_Job:_
Give a verbatim copy of the lines below, minus the pictures.

_Information shown:_

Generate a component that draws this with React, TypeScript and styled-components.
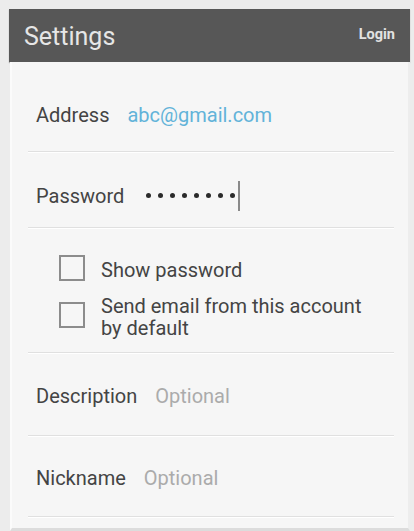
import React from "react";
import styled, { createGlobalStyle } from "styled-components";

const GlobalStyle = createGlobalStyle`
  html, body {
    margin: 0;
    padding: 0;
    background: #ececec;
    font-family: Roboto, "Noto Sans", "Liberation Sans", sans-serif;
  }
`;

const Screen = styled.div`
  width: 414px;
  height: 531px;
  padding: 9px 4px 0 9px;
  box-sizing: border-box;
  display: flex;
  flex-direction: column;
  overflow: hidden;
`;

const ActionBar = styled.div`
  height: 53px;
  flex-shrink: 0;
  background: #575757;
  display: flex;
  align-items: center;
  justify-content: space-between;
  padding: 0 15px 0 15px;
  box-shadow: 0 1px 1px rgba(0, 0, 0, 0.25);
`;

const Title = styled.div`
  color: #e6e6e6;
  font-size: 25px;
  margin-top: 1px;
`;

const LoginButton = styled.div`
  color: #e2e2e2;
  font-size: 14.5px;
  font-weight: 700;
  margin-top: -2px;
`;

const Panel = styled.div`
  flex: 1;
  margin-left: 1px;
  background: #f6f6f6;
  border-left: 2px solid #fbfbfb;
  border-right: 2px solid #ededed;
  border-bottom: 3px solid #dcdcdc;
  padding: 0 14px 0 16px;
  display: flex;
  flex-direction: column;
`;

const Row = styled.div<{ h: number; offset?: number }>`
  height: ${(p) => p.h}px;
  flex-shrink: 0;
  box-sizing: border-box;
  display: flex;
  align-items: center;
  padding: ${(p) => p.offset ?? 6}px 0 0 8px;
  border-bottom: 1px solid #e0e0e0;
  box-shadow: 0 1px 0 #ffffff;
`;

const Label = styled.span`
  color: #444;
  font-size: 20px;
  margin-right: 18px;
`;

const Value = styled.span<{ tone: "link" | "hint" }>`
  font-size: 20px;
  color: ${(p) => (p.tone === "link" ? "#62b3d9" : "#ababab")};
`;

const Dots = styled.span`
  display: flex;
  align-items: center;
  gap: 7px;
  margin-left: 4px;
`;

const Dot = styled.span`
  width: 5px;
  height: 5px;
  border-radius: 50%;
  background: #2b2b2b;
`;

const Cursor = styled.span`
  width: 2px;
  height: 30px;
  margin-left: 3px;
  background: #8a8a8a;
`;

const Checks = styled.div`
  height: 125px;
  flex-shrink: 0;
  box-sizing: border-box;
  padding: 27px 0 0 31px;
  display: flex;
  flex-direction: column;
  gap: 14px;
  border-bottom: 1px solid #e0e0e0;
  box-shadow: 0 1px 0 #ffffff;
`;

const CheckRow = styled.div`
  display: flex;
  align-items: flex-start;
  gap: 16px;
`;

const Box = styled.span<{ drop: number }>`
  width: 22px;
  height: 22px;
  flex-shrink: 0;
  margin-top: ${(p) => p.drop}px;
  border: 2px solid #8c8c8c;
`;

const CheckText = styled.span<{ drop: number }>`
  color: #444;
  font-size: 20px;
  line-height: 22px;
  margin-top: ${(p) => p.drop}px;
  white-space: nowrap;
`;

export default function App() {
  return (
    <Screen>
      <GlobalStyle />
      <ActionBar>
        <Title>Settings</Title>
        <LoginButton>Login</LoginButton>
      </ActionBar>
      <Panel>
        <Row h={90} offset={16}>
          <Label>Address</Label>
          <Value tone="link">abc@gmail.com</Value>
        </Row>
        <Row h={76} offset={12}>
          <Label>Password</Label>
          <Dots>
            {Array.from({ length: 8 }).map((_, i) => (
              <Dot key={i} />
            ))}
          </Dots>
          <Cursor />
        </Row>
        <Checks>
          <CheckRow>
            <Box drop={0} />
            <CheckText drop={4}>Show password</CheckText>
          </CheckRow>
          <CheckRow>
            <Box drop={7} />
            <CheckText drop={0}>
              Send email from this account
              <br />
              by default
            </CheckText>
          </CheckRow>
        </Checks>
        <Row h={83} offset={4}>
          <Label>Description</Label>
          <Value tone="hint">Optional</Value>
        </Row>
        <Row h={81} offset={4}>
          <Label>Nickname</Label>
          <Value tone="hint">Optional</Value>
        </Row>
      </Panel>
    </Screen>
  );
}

_Solution to the exercise:_
Generate a component that draws this with React, TypeScript and styled-components.
import React from "react";
import styled, { createGlobalStyle } from "styled-components";

const GlobalStyle = createGlobalStyle`
  html, body {
    margin: 0;
    padding: 0;
    background: #ececec;
    font-family: Roboto, "Noto Sans", "Liberation Sans", sans-serif;
  }
`;

const Screen = styled.div`
  width: 414px;
  height: 531px;
  padding: 9px 4px 0 9px;
  box-sizing: border-box;
  display: flex;
  flex-direction: column;
  overflow: hidden;
`;

const ActionBar = styled.div`
  height: 53px;
  flex-shrink: 0;
  background: #575757;
  display: flex;
  align-items: center;
  justify-content: space-between;
  padding: 0 15px 0 15px;
  box-shadow: 0 1px 1px rgba(0, 0, 0, 0.25);
`;

const Title = styled.div`
  color: #e6e6e6;
  font-size: 25px;
  margin-top: 1px;
`;

const LoginButton = styled.div`
  color: #e2e2e2;
  font-size: 14.5px;
  font-weight: 700;
  margin-top: -2px;
`;

const Panel = styled.div`
  flex: 1;
  margin-left: 1px;
  background: #f6f6f6;
  border-left: 2px solid #fbfbfb;
  border-right: 2px solid #ededed;
  border-bottom: 3px solid #dcdcdc;
  padding: 0 14px 0 16px;
  display: flex;
  flex-direction: column;
`;

const Row = styled.div<{ h: number; offset?: number }>`
  height: ${(p) => p.h}px;
  flex-shrink: 0;
  box-sizing: border-box;
  display: flex;
  align-items: center;
  padding: ${(p) => p.offset ?? 6}px 0 0 8px;
  border-bottom: 1px solid #e0e0e0;
  box-shadow: 0 1px 0 #ffffff;
`;

const Label = styled.span`
  color: #444;
  font-size: 20px;
  margin-right: 18px;
`;

const Value = styled.span<{ tone: "link" | "hint" }>`
  font-size: 20px;
  color: ${(p) => (p.tone === "link" ? "#62b3d9" : "#ababab")};
`;

const Dots = styled.span`
  display: flex;
  align-items: center;
  gap: 7px;
  margin-left: 4px;
`;

const Dot = styled.span`
  width: 5px;
  height: 5px;
  border-radius: 50%;
  background: #2b2b2b;
`;

const Cursor = styled.span`
  width: 2px;
  height: 30px;
  margin-left: 3px;
  background: #8a8a8a;
`;

const Checks = styled.div`
  height: 125px;
  flex-shrink: 0;
  box-sizing: border-box;
  padding: 27px 0 0 31px;
  display: flex;
  flex-direction: column;
  gap: 14px;
  border-bottom: 1px solid #e0e0e0;
  box-shadow: 0 1px 0 #ffffff;
`;

const CheckRow = styled.div`
  display: flex;
  align-items: flex-start;
  gap: 16px;
`;

const Box = styled.span<{ drop: number }>`
  width: 22px;
  height: 22px;
  flex-shrink: 0;
  margin-top: ${(p) => p.drop}px;
  border: 2px solid #8c8c8c;
`;

const CheckText = styled.span<{ drop: number }>`
  color: #444;
  font-size: 20px;
  line-height: 22px;
  margin-top: ${(p) => p.drop}px;
  white-space: nowrap;
`;

export default function App() {
  return (
    <Screen>
      <GlobalStyle />
      <ActionBar>
        <Title>Settings</Title>
        <LoginButton>Login</LoginButton>
      </ActionBar>
      <Panel>
        <Row h={90} offset={16}>
          <Label>Address</Label>
          <Value tone="link">abc@gmail.com</Value>
        </Row>
        <Row h={76} offset={12}>
          <Label>Password</Label>
          <Dots>
            {Array.from({ length: 8 }).map((_, i) => (
              <Dot key={i} />
            ))}
          </Dots>
          <Cursor />
        </Row>
        <Checks>
          <CheckRow>
            <Box drop={0} />
            <CheckText drop={4}>Show password</CheckText>
          </CheckRow>
          <CheckRow>
            <Box drop={7} />
            <CheckText drop={0}>
              Send email from this account
              <br />
              by default
            </CheckText>
          </CheckRow>
        </Checks>
        <Row h={83} offset={4}>
          <Label>Description</Label>
          <Value tone="hint">Optional</Value>
        </Row>
        <Row h={81} offset={4}>
          <Label>Nickname</Label>
          <Value tone="hint">Optional</Value>
        </Row>
      </Panel>
    </Screen>
  );
}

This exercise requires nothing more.